• **Aim**: Restate the full listing word for word and leave the pictures out.

--- Begin Supplied data ---

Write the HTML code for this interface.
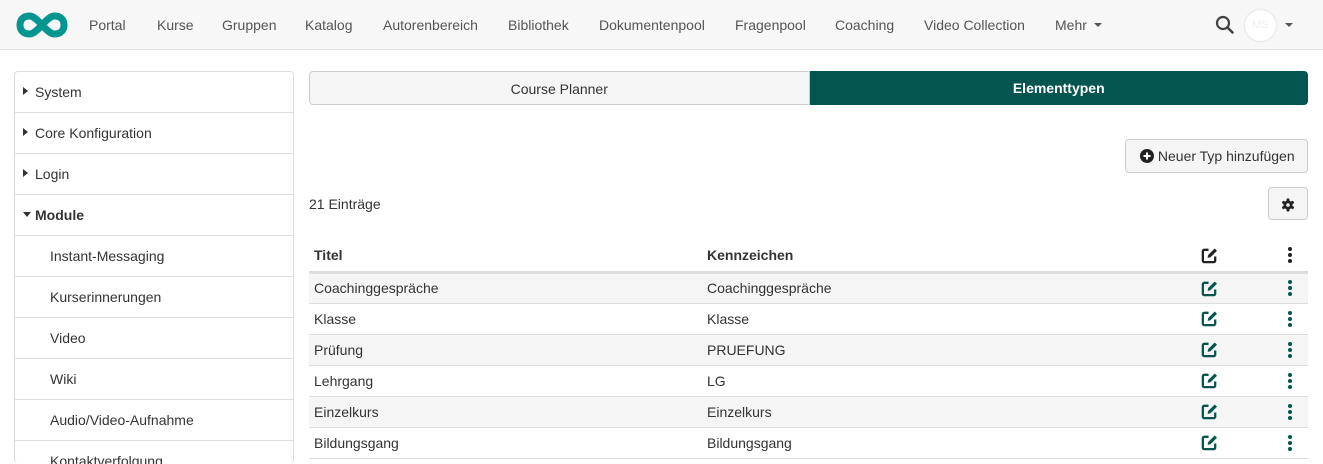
<!DOCTYPE html><html><head><style>
*{box-sizing:border-box;margin:0;padding:0}
html,body{width:1323px;height:464px;overflow:hidden}
body{background:#fff;font-family:"Liberation Sans",Arial,sans-serif;font-size:14px;color:#333;position:relative}
.nav{position:absolute;left:0;top:0;width:1323px;height:50px;background:#f7f7f7;border-bottom:1px solid #e3e3e3}
.nav a{position:absolute;top:17px;color:#555;font-size:14px}
.side{position:absolute;left:14px;top:71px;width:280px;border:1px solid #ddd;border-radius:4px;border-bottom:none;height:393px;overflow:hidden}
.side div{height:41px;border-bottom:1px solid #ddd;padding:12px 0 0 20px;position:relative;color:#333}
.side div.sub{padding-left:35px}
.tri{position:absolute;left:8px;top:15px;width:0;height:0;border-top:4px solid transparent;border-bottom:4px solid transparent;border-left:5px solid #333}
.tabs{position:absolute;left:309px;top:71px;width:999px;height:34px;display:flex}
.tabs div{flex:1;text-align:center;padding-top:9px;font-size:14px}
.btn{position:absolute;border:1px solid #ccc;border-radius:4px;background:#f5f5f5}
table{position:absolute;left:309px;top:240px;width:999px;border-collapse:collapse}
td,th{height:31px;padding:0 5px;text-align:left;font-size:14px;border-bottom:1px solid #ddd}
th{height:32px;border-bottom:3px solid #ddd;font-weight:bold}
tr.s td{background:#f5f5f5}
.ic{text-align:center}
.e{padding-right:36px}
.d{padding-left:8px}
svg{vertical-align:middle}
</style></head><body>
<svg width="0" height="0" style="position:absolute"><defs>
<symbol id="ed" viewBox="0 0 20 20"><path d="M9 4H4.5A1.5 1.5 0 0 0 3 5.5v10A1.5 1.5 0 0 0 4.5 17h10a1.5 1.5 0 0 0 1.5-1.5V11" fill="none" stroke="currentColor" stroke-width="2.4"/><path d="M8 12.5l.6-3L15.5 2.6l2.4 2.4-6.9 6.9z" fill="currentColor"/></symbol>
<symbol id="dt" viewBox="0 0 6 18"><circle cx="3" cy="3" r="2" fill="currentColor"/><circle cx="3" cy="9" r="2" fill="currentColor"/><circle cx="3" cy="15" r="2" fill="currentColor"/></symbol>
</defs></svg>
<div class="nav">
<svg style="position:absolute;left:15px;top:11px" width="54" height="28" viewBox="0 0 54 28"><path d="M14.5 5C8 5 5 9 5 14s3 9 9.5 9C23 23 31 5 39.5 5 46 5 49 9 49 14s-3 9-9.5 9C31 23 23 5 14.5 5z" fill="none" stroke="#039690" stroke-width="7"/></svg>
<a style="left:89px">Portal</a><a style="left:157px">Kurse</a><a style="left:222px">Gruppen</a><a style="left:305px">Katalog</a><a style="left:383px">Autorenbereich</a><a style="left:508px">Bibliothek</a><a style="left:599px">Dokumentenpool</a><a style="left:735px">Fragenpool</a><a style="left:835px">Coaching</a><a style="left:924px">Video Collection</a><a style="left:1055px">Mehr</a>
<div style="position:absolute;left:1094px;top:23px;border-left:4px solid transparent;border-right:4px solid transparent;border-top:4px solid #555"></div>
<svg style="position:absolute;left:1215px;top:15px" width="20" height="20" viewBox="0 0 20 20"><circle cx="8" cy="8" r="6" fill="none" stroke="#444" stroke-width="2.2"/><path d="M12.5 12.5L17.5 17.5" stroke="#444" stroke-width="2.6" stroke-linecap="round"/></svg>
<div style="position:absolute;left:1245px;top:10px;width:31px;height:31px;border-radius:50%;background:#fff;box-shadow:0 0 2px #ccc;color:#eee;font-size:11px;text-align:center;line-height:31px">MS</div>
<div style="position:absolute;left:1285px;top:23px;border-left:4px solid transparent;border-right:4px solid transparent;border-top:4px solid #555"></div>
</div>
<div class="side">
<div><span class="tri"></span>System</div>
<div><span class="tri"></span>Core Konfiguration</div>
<div><span class="tri"></span>Login</div>
<div style="font-weight:bold"><span class="tri" style="border-left:4px solid transparent;border-right:4px solid transparent;border-top:5px solid #333;border-bottom:none;top:17px"></span>Module</div>
<div class="sub">Instant-Messaging</div>
<div class="sub">Kurserinnerungen</div>
<div class="sub">Video</div>
<div class="sub">Wiki</div>
<div class="sub">Audio/Video-Aufnahme</div>
<div class="sub">Kontaktverfolgung</div>
</div>
<div class="tabs"><div style="background:#f5f5f5;border:1px solid #ccc;border-radius:4px 0 0 4px">Course Planner</div><div style="background:#03564f;color:#fff;font-weight:bold;border-radius:0 4px 4px 0">Elementtypen</div></div>
<div class="btn" style="left:1125px;top:139px;width:183px;height:34px;padding:8px 0 0 14px"><svg width="14" height="14" viewBox="0 0 14 14" style="vertical-align:-2px"><circle cx="7" cy="7" r="7" fill="#222"/><path d="M7 3.5v7M3.5 7h7" stroke="#fff" stroke-width="2"/></svg> Neuer Typ hinzufügen</div>
<div style="position:absolute;left:309px;top:196px">21 Einträge</div>
<div class="btn" style="left:1268px;top:187px;width:40px;height:33px;text-align:center;padding-top:8px"><svg width="14" height="14" viewBox="0 0 14 14"><g fill="#222"><circle cx="7" cy="7" r="4.6"/><rect x="5.6" y="0.5" width="2.8" height="13" rx=".6"/><rect x="5.6" y="0.5" width="2.8" height="13" rx=".6" transform="rotate(60 7 7)"/><rect x="5.6" y="0.5" width="2.8" height="13" rx=".6" transform="rotate(120 7 7)"/></g><circle cx="7" cy="7" r="1.8" fill="#f5f5f5"/></svg></div>
<table>
<tr><th style="width:393px">Titel</th><th style="width:480px">Kennzeichen</th><th class="ic e" style="color:#222"><svg width="19" height="19"><use href="#ed"/></svg></th><th class="ic d" style="width:40px;color:#222"><svg width="6" height="18"><use href="#dt"/></svg></th></tr>
<tr class="s"><td>Coachinggespräche</td><td>Coachinggespräche</td><td class="ic e" style="color:#03564f"><svg width="19" height="19"><use href="#ed"/></svg></td><td class="ic d" style="color:#03564f"><svg width="6" height="18"><use href="#dt"/></svg></td></tr>
<tr><td>Klasse</td><td>Klasse</td><td class="ic e" style="color:#03564f"><svg width="19" height="19"><use href="#ed"/></svg></td><td class="ic d" style="color:#03564f"><svg width="6" height="18"><use href="#dt"/></svg></td></tr>
<tr class="s"><td>Prüfung</td><td>PRUEFUNG</td><td class="ic e" style="color:#03564f"><svg width="19" height="19"><use href="#ed"/></svg></td><td class="ic d" style="color:#03564f"><svg width="6" height="18"><use href="#dt"/></svg></td></tr>
<tr><td>Lehrgang</td><td>LG</td><td class="ic e" style="color:#03564f"><svg width="19" height="19"><use href="#ed"/></svg></td><td class="ic d" style="color:#03564f"><svg width="6" height="18"><use href="#dt"/></svg></td></tr>
<tr class="s"><td>Einzelkurs</td><td>Einzelkurs</td><td class="ic e" style="color:#03564f"><svg width="19" height="19"><use href="#ed"/></svg></td><td class="ic d" style="color:#03564f"><svg width="6" height="18"><use href="#dt"/></svg></td></tr>
<tr><td>Bildungsgang</td><td>Bildungsgang</td><td class="ic e" style="color:#03564f"><svg width="19" height="19"><use href="#ed"/></svg></td><td class="ic d" style="color:#03564f"><svg width="6" height="18"><use href="#dt"/></svg></td></tr>
</table>
</body></html>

--- End Supplied data ---

• **The reply**:
Write the HTML code for this interface.
<!DOCTYPE html><html><head><style>
*{box-sizing:border-box;margin:0;padding:0}
html,body{width:1323px;height:464px;overflow:hidden}
body{background:#fff;font-family:"Liberation Sans",Arial,sans-serif;font-size:14px;color:#333;position:relative}
.nav{position:absolute;left:0;top:0;width:1323px;height:50px;background:#f7f7f7;border-bottom:1px solid #e3e3e3}
.nav a{position:absolute;top:17px;color:#555;font-size:14px}
.side{position:absolute;left:14px;top:71px;width:280px;border:1px solid #ddd;border-radius:4px;border-bottom:none;height:393px;overflow:hidden}
.side div{height:41px;border-bottom:1px solid #ddd;padding:12px 0 0 20px;position:relative;color:#333}
.side div.sub{padding-left:35px}
.tri{position:absolute;left:8px;top:15px;width:0;height:0;border-top:4px solid transparent;border-bottom:4px solid transparent;border-left:5px solid #333}
.tabs{position:absolute;left:309px;top:71px;width:999px;height:34px;display:flex}
.tabs div{flex:1;text-align:center;padding-top:9px;font-size:14px}
.btn{position:absolute;border:1px solid #ccc;border-radius:4px;background:#f5f5f5}
table{position:absolute;left:309px;top:240px;width:999px;border-collapse:collapse}
td,th{height:31px;padding:0 5px;text-align:left;font-size:14px;border-bottom:1px solid #ddd}
th{height:32px;border-bottom:3px solid #ddd;font-weight:bold}
tr.s td{background:#f5f5f5}
.ic{text-align:center}
.e{padding-right:36px}
.d{padding-left:8px}
svg{vertical-align:middle}
</style></head><body>
<svg width="0" height="0" style="position:absolute"><defs>
<symbol id="ed" viewBox="0 0 20 20"><path d="M9 4H4.5A1.5 1.5 0 0 0 3 5.5v10A1.5 1.5 0 0 0 4.5 17h10a1.5 1.5 0 0 0 1.5-1.5V11" fill="none" stroke="currentColor" stroke-width="2.4"/><path d="M8 12.5l.6-3L15.5 2.6l2.4 2.4-6.9 6.9z" fill="currentColor"/></symbol>
<symbol id="dt" viewBox="0 0 6 18"><circle cx="3" cy="3" r="2" fill="currentColor"/><circle cx="3" cy="9" r="2" fill="currentColor"/><circle cx="3" cy="15" r="2" fill="currentColor"/></symbol>
</defs></svg>
<div class="nav">
<svg style="position:absolute;left:15px;top:11px" width="54" height="28" viewBox="0 0 54 28"><path d="M14.5 5C8 5 5 9 5 14s3 9 9.5 9C23 23 31 5 39.5 5 46 5 49 9 49 14s-3 9-9.5 9C31 23 23 5 14.5 5z" fill="none" stroke="#039690" stroke-width="7"/></svg>
<a style="left:89px">Portal</a><a style="left:157px">Kurse</a><a style="left:222px">Gruppen</a><a style="left:305px">Katalog</a><a style="left:383px">Autorenbereich</a><a style="left:508px">Bibliothek</a><a style="left:599px">Dokumentenpool</a><a style="left:735px">Fragenpool</a><a style="left:835px">Coaching</a><a style="left:924px">Video Collection</a><a style="left:1055px">Mehr</a>
<div style="position:absolute;left:1094px;top:23px;border-left:4px solid transparent;border-right:4px solid transparent;border-top:4px solid #555"></div>
<svg style="position:absolute;left:1215px;top:15px" width="20" height="20" viewBox="0 0 20 20"><circle cx="8" cy="8" r="6" fill="none" stroke="#444" stroke-width="2.2"/><path d="M12.5 12.5L17.5 17.5" stroke="#444" stroke-width="2.6" stroke-linecap="round"/></svg>
<div style="position:absolute;left:1245px;top:10px;width:31px;height:31px;border-radius:50%;background:#fff;box-shadow:0 0 2px #ccc;color:#eee;font-size:11px;text-align:center;line-height:31px">MS</div>
<div style="position:absolute;left:1285px;top:23px;border-left:4px solid transparent;border-right:4px solid transparent;border-top:4px solid #555"></div>
</div>
<div class="side">
<div><span class="tri"></span>System</div>
<div><span class="tri"></span>Core Konfiguration</div>
<div><span class="tri"></span>Login</div>
<div style="font-weight:bold"><span class="tri" style="border-left:4px solid transparent;border-right:4px solid transparent;border-top:5px solid #333;border-bottom:none;top:17px"></span>Module</div>
<div class="sub">Instant-Messaging</div>
<div class="sub">Kurserinnerungen</div>
<div class="sub">Video</div>
<div class="sub">Wiki</div>
<div class="sub">Audio/Video-Aufnahme</div>
<div class="sub">Kontaktverfolgung</div>
</div>
<div class="tabs"><div style="background:#f5f5f5;border:1px solid #ccc;border-radius:4px 0 0 4px">Course Planner</div><div style="background:#03564f;color:#fff;font-weight:bold;border-radius:0 4px 4px 0">Elementtypen</div></div>
<div class="btn" style="left:1125px;top:139px;width:183px;height:34px;padding:8px 0 0 14px"><svg width="14" height="14" viewBox="0 0 14 14" style="vertical-align:-2px"><circle cx="7" cy="7" r="7" fill="#222"/><path d="M7 3.5v7M3.5 7h7" stroke="#fff" stroke-width="2"/></svg> Neuer Typ hinzufügen</div>
<div style="position:absolute;left:309px;top:196px">21 Einträge</div>
<div class="btn" style="left:1268px;top:187px;width:40px;height:33px;text-align:center;padding-top:8px"><svg width="14" height="14" viewBox="0 0 14 14"><g fill="#222"><circle cx="7" cy="7" r="4.6"/><rect x="5.6" y="0.5" width="2.8" height="13" rx=".6"/><rect x="5.6" y="0.5" width="2.8" height="13" rx=".6" transform="rotate(60 7 7)"/><rect x="5.6" y="0.5" width="2.8" height="13" rx=".6" transform="rotate(120 7 7)"/></g><circle cx="7" cy="7" r="1.8" fill="#f5f5f5"/></svg></div>
<table>
<tr><th style="width:393px">Titel</th><th style="width:480px">Kennzeichen</th><th class="ic e" style="color:#222"><svg width="19" height="19"><use href="#ed"/></svg></th><th class="ic d" style="width:40px;color:#222"><svg width="6" height="18"><use href="#dt"/></svg></th></tr>
<tr class="s"><td>Coachinggespräche</td><td>Coachinggespräche</td><td class="ic e" style="color:#03564f"><svg width="19" height="19"><use href="#ed"/></svg></td><td class="ic d" style="color:#03564f"><svg width="6" height="18"><use href="#dt"/></svg></td></tr>
<tr><td>Klasse</td><td>Klasse</td><td class="ic e" style="color:#03564f"><svg width="19" height="19"><use href="#ed"/></svg></td><td class="ic d" style="color:#03564f"><svg width="6" height="18"><use href="#dt"/></svg></td></tr>
<tr class="s"><td>Prüfung</td><td>PRUEFUNG</td><td class="ic e" style="color:#03564f"><svg width="19" height="19"><use href="#ed"/></svg></td><td class="ic d" style="color:#03564f"><svg width="6" height="18"><use href="#dt"/></svg></td></tr>
<tr><td>Lehrgang</td><td>LG</td><td class="ic e" style="color:#03564f"><svg width="19" height="19"><use href="#ed"/></svg></td><td class="ic d" style="color:#03564f"><svg width="6" height="18"><use href="#dt"/></svg></td></tr>
<tr class="s"><td>Einzelkurs</td><td>Einzelkurs</td><td class="ic e" style="color:#03564f"><svg width="19" height="19"><use href="#ed"/></svg></td><td class="ic d" style="color:#03564f"><svg width="6" height="18"><use href="#dt"/></svg></td></tr>
<tr><td>Bildungsgang</td><td>Bildungsgang</td><td class="ic e" style="color:#03564f"><svg width="19" height="19"><use href="#ed"/></svg></td><td class="ic d" style="color:#03564f"><svg width="6" height="18"><use href="#dt"/></svg></td></tr>
</table>
</body></html>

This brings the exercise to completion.